相変わらずの日常を人前で動き一人になると指一本も動かずに、目を開けたまま、あるいは目を閉じて眠っていた。そんな風に木のように貝のように生きている人間は、ゾンビだった。そりゃそうだ。人の目に入らなくとも、木は木同士、貝は貝同士でちゃんとコミュニケーションとって生きているのだから。人は木にも貝にも、なれない。


そんな日々を過ごしていたある日、
目を開けたままの微睡みの中、
心臓の音が聞こえた。
ザクザクと血液を送り出す音。
しばらく耳を傾けて、
そして、ふと目の前に手をかざして見た。
「この体この細胞は死にたいなんて微塵も思ってないんだな」
と思った。
「なら死ぬまで生かしてやらなきゃいけないな」
と思った。
「でも今までの自分じゃ生きられないな」
と思った。


丁度良く自失状態だったので、どちらにせよ「生きる」には「自分」を拾い集めていかなければならなかったから、どうせなら生き易い自分を新しく組み上げようと思った。
名前、誕生日、家族、友人、と拾い集めていった。最初に拾うか捨て置くか迷ったのは「書くこと」「考えること」だった。いっそ自分の持っている全ての筆記用具も本も捨ててしまおうと思った。書かず、考えず、生きれば楽だろうと思った。思ったそばからそれを書き留めている自分を発見して、どうも無理らしいと思い直した。後日、山田ズーニーさんの「考えない不自由」に関する文章を読んで、「考える自由」の方を拾った。


生き易い生き方を求めて、本を読み漁った。自己啓発本もスピリチュアルも哲学も宗教書も心理学も、真面目なのも怪しげなのも、学術書も漫画も。挙げ句「どの本も言ってることは大して変わらない」と感じ始めた頃、クリシュナムルティとフランクル博士の本に出会い、この手の本を集中的に読むのはこの2人の著書で打ち止めになった。

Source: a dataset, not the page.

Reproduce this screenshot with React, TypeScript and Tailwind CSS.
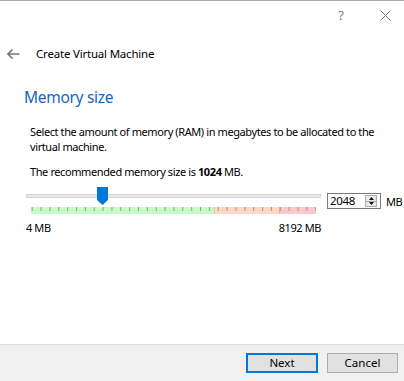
import type React from "react";

const TICK_COUNT = 33;

function Ticks(): React.ReactElement {
	const ticks: number[] = [];
	for (let i = 0; i < TICK_COUNT; i++) {
		ticks.push(0.7 + i * 8.86);
	}
	return (
		<svg width="285" height="7" className="block">
			<rect x="0" y="0" width="183" height="7" fill="#c4fcc4" />
			<rect x="183" y="0" width="65" height="7" fill="#ffd8c4" />
			<rect x="248" y="0" width="37" height="7" fill="#ffc6c6" />
			<rect x="183" y="0" width="1" height="7" fill="#e8c8a0" />
			<rect x="248" y="0" width="1" height="7" fill="#f0a8a8" />
			{ticks.map((x) => (
				<rect key={x} x={x} y="0" width="1" height="4" fill="#9a9a9a" />
			))}
		</svg>
	);
}

function Thumb(): React.ReactElement {
	return (
		<svg width="11" height="18" className="block">
			<path d="M0 0 H11 V13 L5.5 18 L0 13 Z" fill="#0078d7" />
		</svg>
	);
}

function SpinBox(): React.ReactElement {
	return (
		<div className="flex h-[16px] w-[54px] items-center border border-[#7a7a7a] bg-white">
			<span className="ml-[2px] flex-1 text-[11.5px] leading-none tracking-[-0.3px]">2048</span>
			<div className="mr-[3px] flex h-[12px] w-[12px] flex-col border border-[#adadad] bg-[#e8e8e8]">
				<div className="flex flex-1 items-center justify-center border-b border-[#adadad]">
					<svg width="5" height="3">
						<path d="M0 3 L2.5 0 L5 3 Z" fill="#111" />
					</svg>
				</div>
				<div className="flex flex-1 items-center justify-center">
					<svg width="5" height="3">
						<path d="M0 0 L2.5 3 L5 0 Z" fill="#111" />
					</svg>
				</div>
			</div>
		</div>
	);
}

export default function App(): React.ReactElement {
	return (
		<div
			className="flex h-[381px] w-[404px] flex-col overflow-hidden border-t border-[#a9a9a9] bg-white text-black"
			style={{ fontFamily: '"Noto Sans", "Open Sans", sans-serif' }}
		>
			<div className="flex h-[29px] items-center justify-end">
				<span className="mr-[36px] text-[13px] leading-none text-[#777]">?</span>
				<svg width="11" height="11" className="mr-[13px]">
					<path d="M0.5 0.5 L10.5 10.5 M10.5 0.5 L0.5 10.5" stroke="#777" strokeWidth="1" />
				</svg>
			</div>

			<div className="mt-[11px] flex h-[26px] items-center">
				<svg width="13" height="10" className="ml-[7px]">
					<path d="M5.5 0.5 L1 5 L5.5 9.5 M1 5 H12.5" stroke="#777" strokeWidth="1.6" fill="none" />
				</svg>
				<span className="ml-[16px] text-[11.5px] tracking-[-0.2px]">Create Virtual Machine</span>
			</div>

			<h1 className="mt-[20px] ml-[24px] h-[20px] text-[15.5px] leading-[20px] tracking-[-0.3px] text-[#1565c8]">
				Memory size
			</h1>

			<p className="mt-[17px] ml-[30px] whitespace-nowrap text-[11px] leading-[15px] tracking-[-0.4px]">
				Select the amount of memory (RAM) in megabytes to be allocated to the
				<br />
				virtual machine.
			</p>

			<p className="mt-[10px] ml-[30px] whitespace-nowrap text-[11px] leading-[15px] tracking-[-0.4px]">
				The recommended memory size is <b>1024</b> MB.
			</p>

			<div className="mt-[8px] flex items-start">
				<div className="ml-[26px] w-[295px]">
					<div className="relative h-[20px]">
						<div className="absolute left-0 right-0 top-[7px] h-[4px] border border-[#d6d6d6] bg-[#e7e7e7]" />
						<div className="absolute left-[71px] top-0">
							<Thumb />
						</div>
					</div>
					<div className="ml-[5px]">
						<Ticks />
					</div>
					<div className="mt-[6px] flex justify-between text-[11px] leading-[15px] tracking-[-0.4px]">
						<span>4 MB</span>
						<span>8192 MB</span>
					</div>
				</div>
				<div className="mt-[6px] ml-[6px]">
					<SpinBox />
				</div>
				<span className="mt-[7px] ml-[5px] text-[11px] leading-[15px] tracking-[-0.4px]">MB</span>
			</div>

			<div className="mt-auto flex h-[37px] items-center justify-end border-t border-[#dfdfdf] bg-[#f0f0f0]">
				<button className="mr-[9px] h-[20px] w-[72px] border-2 border-[#0078d7] bg-[#e1e1e1] text-[11.5px] leading-none">
					Next
				</button>
				<button className="mr-[6px] h-[20px] w-[71px] border border-[#adadad] bg-[#e1e1e1] text-[11.5px] leading-none">
					Cancel
				</button>
			</div>
		</div>
	);
}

世界の見方、認識の仕方が変わったことで、今の自分はだいぶ生き易くなったと思う。


そしてそんな記憶も薄くなってきた頃、311・今回の地震がきた。
ゆっさゆっさと揺れるアパートの中に一人で、「アパートが崩れたら」と思ったら「死ぬかな」と続いた。どんどん強くなる揺れと一緒に「死ぬ?」「生きる?」の間を心が迷走して、ためらいながら「助けて」を掴んだ。
後で冷静になった頃、「ああ、やっぱり結局、生きる方を選ぶんだなぁ」としみじみ感じた。
きっとこれからも、死ぬまで「生きる」方を掴んでいくんだろうなぁ、と。


じゃあ、どうしよう?と考える。
これまでは、それでも少し投げやりな気持ちを拭えずに「いつ死んでもいいや」と思っていた。でも体や脳の根っこの部分で結局「生きる」を掴んでしまうなら、厭世的な意識も諦めが肝心だ。
前回は生き易さを求めて、世界の見方を変えた。
「今回は?」と自問したら、「悔いのなさ」と自答が返った。
「いつ死んでもいい」のレベルを上げて、「いつ死んでも満足」に生きる。
かなりハードルが高い。きっと何度も忘れては、取りに戻る言葉になる。けど、そういう風に生きたい。


今日、だから書く。忘れないように。